**** DATA EXCERPTS
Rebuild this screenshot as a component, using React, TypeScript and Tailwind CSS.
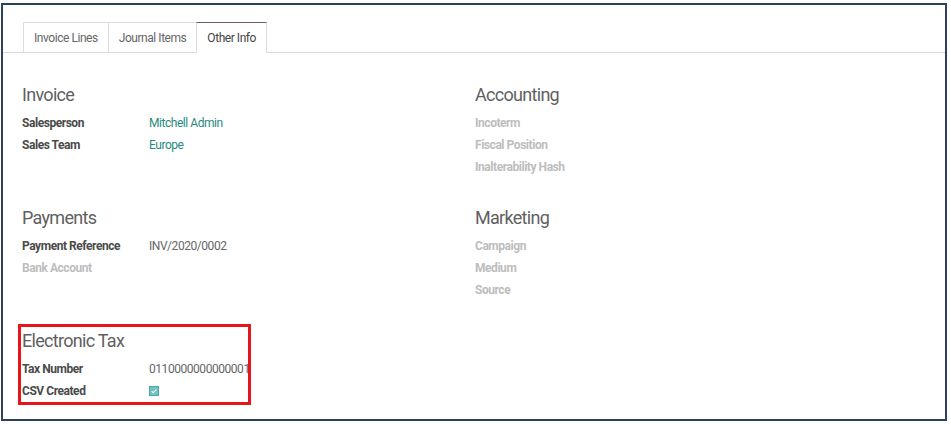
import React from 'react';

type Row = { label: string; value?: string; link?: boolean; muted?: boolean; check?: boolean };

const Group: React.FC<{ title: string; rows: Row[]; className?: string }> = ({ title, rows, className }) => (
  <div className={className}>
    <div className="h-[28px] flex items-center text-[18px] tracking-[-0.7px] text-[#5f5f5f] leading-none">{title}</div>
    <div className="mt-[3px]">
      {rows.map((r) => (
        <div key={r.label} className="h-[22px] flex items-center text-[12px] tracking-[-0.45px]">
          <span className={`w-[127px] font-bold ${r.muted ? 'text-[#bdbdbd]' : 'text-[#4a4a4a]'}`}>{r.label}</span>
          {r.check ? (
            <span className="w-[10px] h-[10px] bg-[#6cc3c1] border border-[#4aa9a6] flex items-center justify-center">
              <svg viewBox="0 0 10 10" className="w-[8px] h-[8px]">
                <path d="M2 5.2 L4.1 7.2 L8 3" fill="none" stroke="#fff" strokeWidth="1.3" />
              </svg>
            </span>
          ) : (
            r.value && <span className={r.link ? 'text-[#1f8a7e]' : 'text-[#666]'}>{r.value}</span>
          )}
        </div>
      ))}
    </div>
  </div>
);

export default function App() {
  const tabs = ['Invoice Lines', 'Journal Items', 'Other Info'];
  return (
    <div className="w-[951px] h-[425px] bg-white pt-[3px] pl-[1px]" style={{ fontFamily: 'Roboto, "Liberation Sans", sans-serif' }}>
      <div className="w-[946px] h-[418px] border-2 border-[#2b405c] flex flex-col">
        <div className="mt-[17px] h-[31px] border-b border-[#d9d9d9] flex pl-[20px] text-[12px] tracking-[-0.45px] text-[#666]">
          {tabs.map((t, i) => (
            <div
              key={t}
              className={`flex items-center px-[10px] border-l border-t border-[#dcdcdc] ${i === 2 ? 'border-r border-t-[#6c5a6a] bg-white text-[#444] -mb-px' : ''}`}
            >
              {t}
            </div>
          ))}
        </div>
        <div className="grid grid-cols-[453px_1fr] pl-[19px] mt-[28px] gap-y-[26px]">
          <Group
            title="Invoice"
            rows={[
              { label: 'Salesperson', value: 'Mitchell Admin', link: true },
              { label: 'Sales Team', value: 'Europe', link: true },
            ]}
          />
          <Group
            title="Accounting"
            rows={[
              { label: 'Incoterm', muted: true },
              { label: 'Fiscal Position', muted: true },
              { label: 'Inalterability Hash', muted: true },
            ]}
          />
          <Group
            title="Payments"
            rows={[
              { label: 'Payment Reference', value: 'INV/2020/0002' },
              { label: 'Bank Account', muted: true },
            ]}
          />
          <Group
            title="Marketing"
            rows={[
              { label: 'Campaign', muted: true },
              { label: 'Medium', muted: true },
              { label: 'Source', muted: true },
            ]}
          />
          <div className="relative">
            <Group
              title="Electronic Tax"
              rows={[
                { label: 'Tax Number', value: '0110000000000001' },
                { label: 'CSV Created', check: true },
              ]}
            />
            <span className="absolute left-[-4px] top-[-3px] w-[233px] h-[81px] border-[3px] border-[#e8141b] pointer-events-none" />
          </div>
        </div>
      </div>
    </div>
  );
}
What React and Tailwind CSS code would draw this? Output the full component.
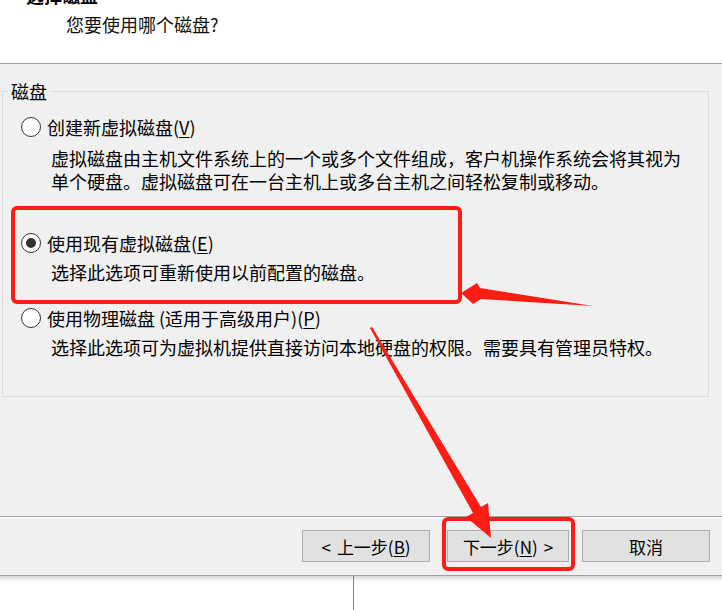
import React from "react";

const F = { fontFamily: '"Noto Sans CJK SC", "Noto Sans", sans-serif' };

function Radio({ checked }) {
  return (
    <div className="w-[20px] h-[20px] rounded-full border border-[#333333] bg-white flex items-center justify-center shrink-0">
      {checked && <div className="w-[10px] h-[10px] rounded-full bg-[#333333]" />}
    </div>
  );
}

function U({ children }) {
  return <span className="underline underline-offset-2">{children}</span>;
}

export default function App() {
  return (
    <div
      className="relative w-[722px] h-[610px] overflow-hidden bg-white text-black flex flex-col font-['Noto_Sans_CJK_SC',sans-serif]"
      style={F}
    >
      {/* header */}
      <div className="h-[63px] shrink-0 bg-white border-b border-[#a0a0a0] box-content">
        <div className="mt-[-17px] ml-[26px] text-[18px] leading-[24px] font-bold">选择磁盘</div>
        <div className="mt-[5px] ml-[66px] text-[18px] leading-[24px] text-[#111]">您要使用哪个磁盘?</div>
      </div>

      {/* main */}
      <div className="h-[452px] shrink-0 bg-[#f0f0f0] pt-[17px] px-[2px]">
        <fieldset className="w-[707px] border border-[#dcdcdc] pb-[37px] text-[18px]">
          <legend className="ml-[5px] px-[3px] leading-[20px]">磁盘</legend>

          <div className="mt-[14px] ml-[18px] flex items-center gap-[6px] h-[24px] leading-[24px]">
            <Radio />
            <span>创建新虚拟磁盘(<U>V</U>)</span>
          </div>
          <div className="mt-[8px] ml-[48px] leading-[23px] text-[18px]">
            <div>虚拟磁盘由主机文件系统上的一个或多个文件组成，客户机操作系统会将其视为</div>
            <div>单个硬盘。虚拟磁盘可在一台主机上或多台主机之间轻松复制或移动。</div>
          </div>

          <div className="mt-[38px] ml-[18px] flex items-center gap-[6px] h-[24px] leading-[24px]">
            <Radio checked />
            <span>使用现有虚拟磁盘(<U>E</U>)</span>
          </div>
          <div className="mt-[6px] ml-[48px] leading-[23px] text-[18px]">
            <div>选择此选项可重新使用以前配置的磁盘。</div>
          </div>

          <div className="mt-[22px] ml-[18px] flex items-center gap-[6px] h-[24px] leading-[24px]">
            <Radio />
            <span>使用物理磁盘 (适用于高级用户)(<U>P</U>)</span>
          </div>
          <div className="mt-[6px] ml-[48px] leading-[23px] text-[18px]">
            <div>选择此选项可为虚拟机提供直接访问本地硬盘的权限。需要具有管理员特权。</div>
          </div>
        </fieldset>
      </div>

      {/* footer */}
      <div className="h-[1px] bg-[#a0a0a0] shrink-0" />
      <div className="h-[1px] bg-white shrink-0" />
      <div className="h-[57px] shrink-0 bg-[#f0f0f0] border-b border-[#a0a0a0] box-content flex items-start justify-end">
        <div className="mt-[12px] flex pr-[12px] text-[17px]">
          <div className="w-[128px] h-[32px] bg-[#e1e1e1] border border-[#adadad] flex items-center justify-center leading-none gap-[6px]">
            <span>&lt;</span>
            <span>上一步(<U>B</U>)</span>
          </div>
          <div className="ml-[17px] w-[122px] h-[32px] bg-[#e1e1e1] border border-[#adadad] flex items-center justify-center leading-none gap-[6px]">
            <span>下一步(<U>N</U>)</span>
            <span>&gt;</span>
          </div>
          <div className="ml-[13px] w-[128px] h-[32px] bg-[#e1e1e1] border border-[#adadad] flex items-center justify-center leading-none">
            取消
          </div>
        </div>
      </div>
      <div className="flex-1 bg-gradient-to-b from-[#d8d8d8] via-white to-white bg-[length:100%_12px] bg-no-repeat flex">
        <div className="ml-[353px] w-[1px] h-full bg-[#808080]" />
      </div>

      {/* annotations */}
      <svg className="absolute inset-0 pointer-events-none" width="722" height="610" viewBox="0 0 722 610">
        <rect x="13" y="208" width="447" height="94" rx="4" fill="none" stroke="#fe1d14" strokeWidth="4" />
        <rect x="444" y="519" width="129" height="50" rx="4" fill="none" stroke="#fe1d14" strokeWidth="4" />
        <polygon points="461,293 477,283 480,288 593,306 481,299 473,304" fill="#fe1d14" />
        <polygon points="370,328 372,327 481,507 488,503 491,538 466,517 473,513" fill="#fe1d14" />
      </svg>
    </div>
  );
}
********
**** DATA EXCERPTS
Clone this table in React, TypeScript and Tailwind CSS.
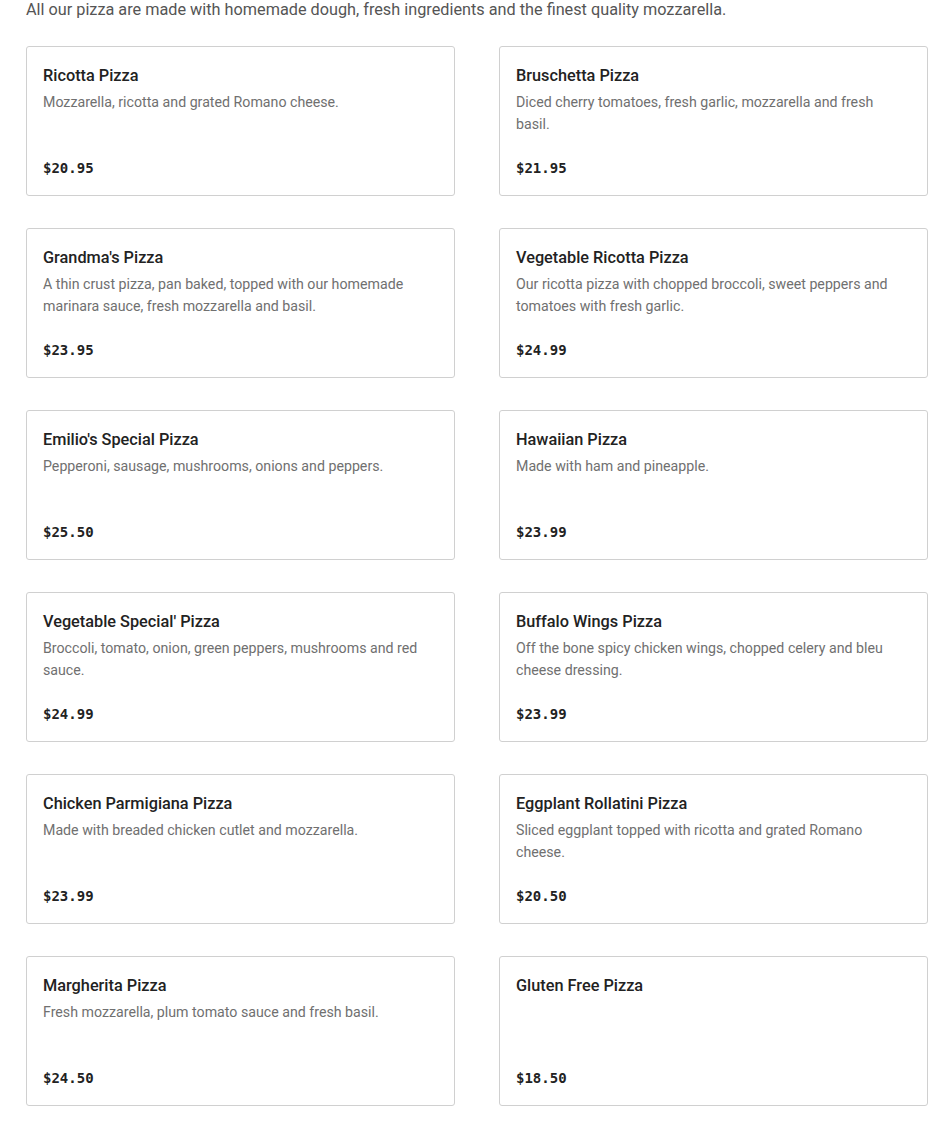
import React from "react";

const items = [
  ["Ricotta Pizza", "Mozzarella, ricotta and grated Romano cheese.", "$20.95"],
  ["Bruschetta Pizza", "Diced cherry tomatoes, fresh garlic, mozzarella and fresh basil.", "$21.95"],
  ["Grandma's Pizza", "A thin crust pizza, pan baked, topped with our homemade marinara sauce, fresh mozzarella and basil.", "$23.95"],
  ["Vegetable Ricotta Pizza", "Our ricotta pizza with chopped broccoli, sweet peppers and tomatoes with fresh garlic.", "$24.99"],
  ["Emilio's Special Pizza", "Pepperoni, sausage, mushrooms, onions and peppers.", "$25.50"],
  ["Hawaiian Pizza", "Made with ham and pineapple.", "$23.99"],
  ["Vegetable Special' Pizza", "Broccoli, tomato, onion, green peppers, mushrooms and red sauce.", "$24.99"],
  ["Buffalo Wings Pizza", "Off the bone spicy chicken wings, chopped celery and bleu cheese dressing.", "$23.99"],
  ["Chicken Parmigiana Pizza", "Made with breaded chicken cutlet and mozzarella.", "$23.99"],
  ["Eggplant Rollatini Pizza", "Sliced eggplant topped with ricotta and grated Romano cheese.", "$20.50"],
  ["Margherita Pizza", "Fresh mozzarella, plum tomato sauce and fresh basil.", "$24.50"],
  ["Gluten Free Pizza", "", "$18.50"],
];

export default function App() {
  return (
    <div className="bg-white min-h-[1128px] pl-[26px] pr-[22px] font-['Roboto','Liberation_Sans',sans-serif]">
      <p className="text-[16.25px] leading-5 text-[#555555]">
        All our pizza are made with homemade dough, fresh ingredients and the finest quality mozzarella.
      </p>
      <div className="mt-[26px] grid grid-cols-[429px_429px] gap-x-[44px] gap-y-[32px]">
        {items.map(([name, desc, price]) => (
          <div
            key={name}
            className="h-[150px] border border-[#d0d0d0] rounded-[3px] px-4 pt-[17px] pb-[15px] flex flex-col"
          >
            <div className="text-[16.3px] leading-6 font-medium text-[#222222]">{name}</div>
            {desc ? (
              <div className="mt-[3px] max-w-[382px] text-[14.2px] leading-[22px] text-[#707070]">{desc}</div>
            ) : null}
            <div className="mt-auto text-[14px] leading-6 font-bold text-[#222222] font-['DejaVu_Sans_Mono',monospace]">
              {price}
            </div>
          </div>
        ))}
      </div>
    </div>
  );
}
********
§ **EXERCISE DETAILS**:
Give the lines above again exactly, from the one containing "Rebuild this screenshot" to the one containing "string; value?: string;", both included, but leave out the pictures.

§ **SOLUTION TO THE EXERCISE**:
Rebuild this screenshot as a component, using React, TypeScript and Tailwind CSS.
import React from 'react';

type Row = { label: string; value?: string; link?: boolean; muted?: boolean; check?: boolean };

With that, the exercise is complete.